By Andrew Heywood
Statistics and reports are great for showing that you’re managing spend: True or False?
Churning out the same report month after month is all very well, but only if you’re actually doing something with what you’re seeing and those reports are actually monitoring the key risks and categories in your business. Figures for the sake of figures can be futile. Be honest, when did your management stats last change? And how often do you create them?
Finding insights in data when you’re running a procurement organisation probably isn’t going to feature that high on your agenda amongst everything else you have to monitor. However, if the insights are easy to obtain and interpret, they could and arguably should form an important part of your management toolset.
So who’s going to do them for you? Well, the same person who does all the procurement stats...correct?
Some key points to realise when you’re dealing with analysts:
- They can’t make up what isn’t there in the data. If it’s not there, challenge those who are responsible for its input.
- Garbage in / Garbage out is everyone’s responsibility, but least of all your spend analyst's.
- It’s a time consuming job if you don’t have the right tools. Give your team what they need.

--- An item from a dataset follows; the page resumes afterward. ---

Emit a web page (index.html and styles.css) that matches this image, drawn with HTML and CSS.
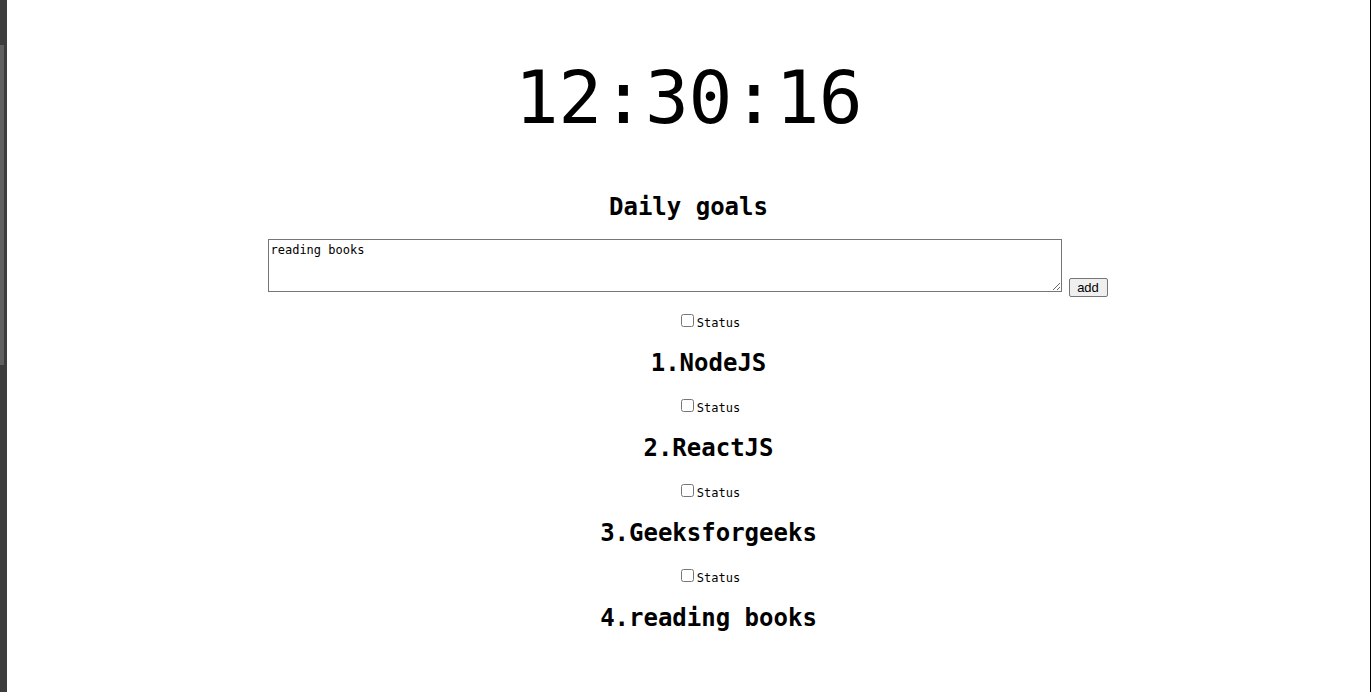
FILE: index.html
```html
<!DOCTYPE html>
<html>
<head>
<meta charset="utf-8">
<link rel="stylesheet" href="styles.css">
</head>
<body>
<div class="frame">
  <div class="gutter"><div class="thumb"></div></div>
  <main class="page">
    <div class="clock">12:30:16</div>
    <h2 class="title">Daily goals</h2>
    <div class="entry">
      <textarea class="input">reading books</textarea>
      <button class="add">add</button>
    </div>
    <ul class="goals">
      <li class="goal">
        <label class="status"><input type="checkbox" class="check"><span>Status</span></label>
        <h2 class="goal-name">1.NodeJS</h2>
      </li>
      <li class="goal">
        <label class="status"><input type="checkbox" class="check"><span>Status</span></label>
        <h2 class="goal-name">2.ReactJS</h2>
      </li>
      <li class="goal">
        <label class="status"><input type="checkbox" class="check"><span>Status</span></label>
        <h2 class="goal-name">3.Geeksforgeeks</h2>
      </li>
      <li class="goal">
        <label class="status"><input type="checkbox" class="check"><span>Status</span></label>
        <h2 class="goal-name">4.reading books</h2>
      </li>
    </ul>
  </main>
</div>
</body>
</html>
```
FILE: styles.css
```css
html, body {
  margin: 0;
  padding: 0;
  height: 100%;
  background: #ffffff;
}
body {
  font-family: "DejaVu Sans Mono", "Liberation Mono", monospace;
  color: #000;
  overflow: hidden;
}
.frame {
  display: flex;
  height: 692px;
}
.gutter {
  width: 7px;
  flex: none;
  background: #3d3d3d;
  padding-top: 45px;
  box-sizing: border-box;
}
.thumb {
  width: 4px;
  height: 320px;
  background: #606060;
}
.page {
  flex: 1;
  border-right: 1px solid #000;
  display: flex;
  flex-direction: column;
  align-items: center;
}
.clock {
  margin-top: 61px;
  font-size: 73px;
  line-height: 73px;
  height: 73px;
  letter-spacing: -0.5px;
}
.title {
  margin: 58px 0 0;
  font-size: 24px;
  line-height: 30px;
  font-weight: bold;
}
.entry {
  margin-top: 17px;
  display: flex;
  align-items: flex-end;
  gap: 7px;
  margin-left: -2px;
}
.input {
  width: 794px;
  height: 53px;
  box-sizing: border-box;
  margin: 0 0 5px;
  padding: 3px 2px;
  border: 1px solid #767676;
  border-radius: 0;
  font-family: "DejaVu Sans Mono", monospace;
  font-size: 12px;
  line-height: 14px;
  color: #000;
  resize: both;
}
.add {
  width: 39px;
  height: 19px;
  box-sizing: border-box;
  padding: 0;
  margin: 0;
  border: 1px solid #767676;
  border-radius: 2px;
  background: #efefef;
  font-family: "Liberation Sans", Arial, sans-serif;
  font-size: 13px;
  color: #000;
}
.goals {
  list-style: none;
  margin: 17px 0 0;
  padding: 0 0 0 40px;
  display: flex;
  flex-direction: column;
  align-items: center;
}
.goal {
  display: flex;
  flex-direction: column;
  align-items: center;
  height: 85px;
}
.status {
  display: flex;
  align-items: flex-end;
  height: 13px;
  font-size: 12px;
  line-height: 12px;
}
.check {
  width: 13px;
  height: 13px;
  margin: 0 3px 0 4px;
}
.status span {
  position: relative;
  top: 2px;
}
.goal-name {
  margin: 21px 0 0;
  font-size: 24px;
  line-height: 30px;
  font-weight: bold;
}
```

- They need your support to investigate anomalies and provide real insight on which you can act.
- Producing the same report over and over which is then not used for anything is pretty dispiriting. So if you don’t need it or use then there’s no point in asking for it.
One key thing that I’m continually amazed about is that the people who complain about the data quality are often the same people who approve the purchase orders in the first place. What is input on a purchase order will directly influence the quality of the data that you and your analysts have to work with. So whilst it may be a pain to split that purchase order into the component parts when you have a deadline to work to, it does at least give the analysts a fighting chance to give you something better to work with.
So what should you look for in your reports?
- A report that enables you to challenge and ask questions – think compliance reporting.
- A rota of category reports – perhaps one or two per month where you examine a category in depth.
- That anomalies or points of interest are highlighted by your analysts.